# Spaceship Titanic Competition

*Created by: Taylor Daugherty*

*Created on: 5/23/2023    Last updated: 6/13/2023 - Clean up notebook*

This notebook is used to practice using cross validation.


**Input File:** train.csv and test.csv from the spaceship-titanic competition

- train.csv contains a training set of data with features and true values

- test.csv contains a testing set of data with only features. This is what will be used to make predictions and submit to the competition


**Purpose of notebook:** Gain more practice with cross validation and make submissions to the spaceship titanic competition

## Table of Contents

1. Import packages

2. Useful functions

3. Initial Model

4. Improvement 1: Remove 'Converted' group

5. Improvement 2: Impute NaN values

    a. Constant
    
    b. Mean
    
    c.

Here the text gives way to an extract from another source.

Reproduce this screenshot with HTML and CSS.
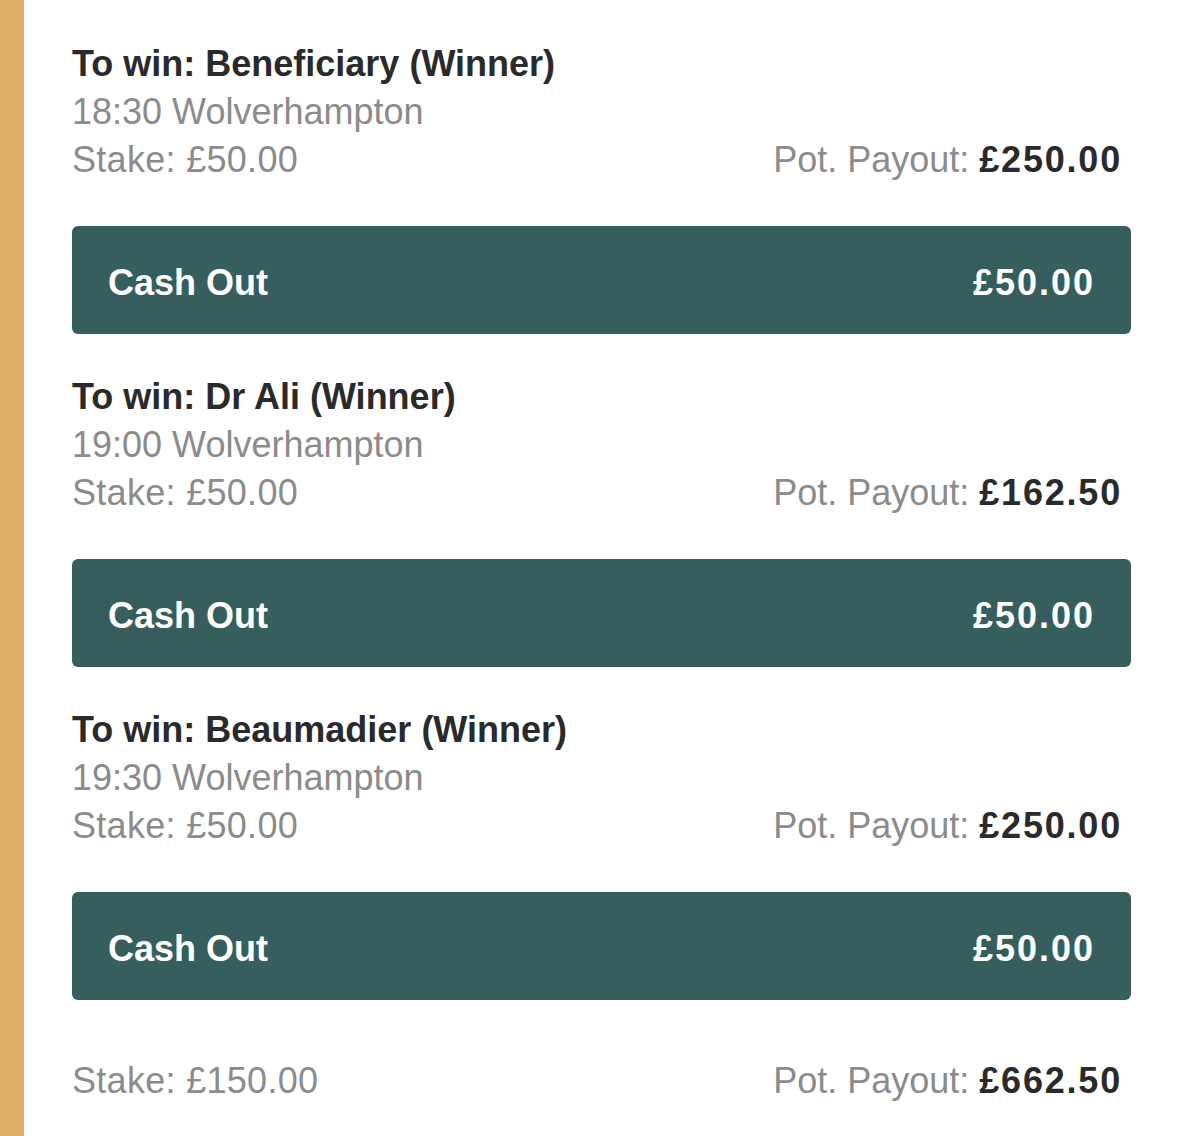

Median

## Import packages

Import the packages necessary to run the notebook

1. numpy: used for linear algebra

2. pandas: used for dataframe creation and manipulation

4. `SimpleImputer`: Used to fill NaN values

5. `LogisticRegression`: a classification model using logistic regression

6. `KNeighborsClassifier`: a classification model using KNN

7. `SVC`: a classification model using SVM

8. `KFold` and `cross_val_score`: used for cross validation

In [1]:
import pandas as pd
import numpy as np
from sklearn.impute import SimpleImputer

from sklearn.linear_model import LogisticRegression
from sklearn.neighbors import KNeighborsClassifier
from sklearn.svm import SVC

from sklearn.model_selection import StratifiedKFold, cross_val_score

### File paths

These are the filepaths to the original data

In [2]:
train_filepath = '/kaggle/input/spaceship-titanic/train.csv'
test_filepath = '/kaggle/input/spaceship-titanic/test.csv'

In [3]:
df_train = pd.read_csv(train_filepath)
df_test = pd.read_csv(test_filepath)

### Fill Lists

There are many features with missing values in the dataset. For this reason, almost every column needs to fill missing values.

These two lists are designed to identify features and common values to fill the NaN values with.

- The first variable is a list of feature names that have missing values and will need to be filled

- The second variable is a list of the most frequent values for their respective columns

In [4]:
fill_features = ['HomePlanet', 'Destination', 'Side', 'CryoSleep', 'VIP', 'RoomService', 'FoodCourt', 'ShoppingMall', 'Spa', 'VRDeck', 'Age']
fill_freq = ['Earth', 'TRAPPIST-1e', 'S', False, False]

### Mapping Lists

There are many columns in the dataset that contain purely categorical data. Categorical data cannot be used in machine learning models, so the data must be converted to numbers

These two lists are designed to identify features and common values to map the categorical data.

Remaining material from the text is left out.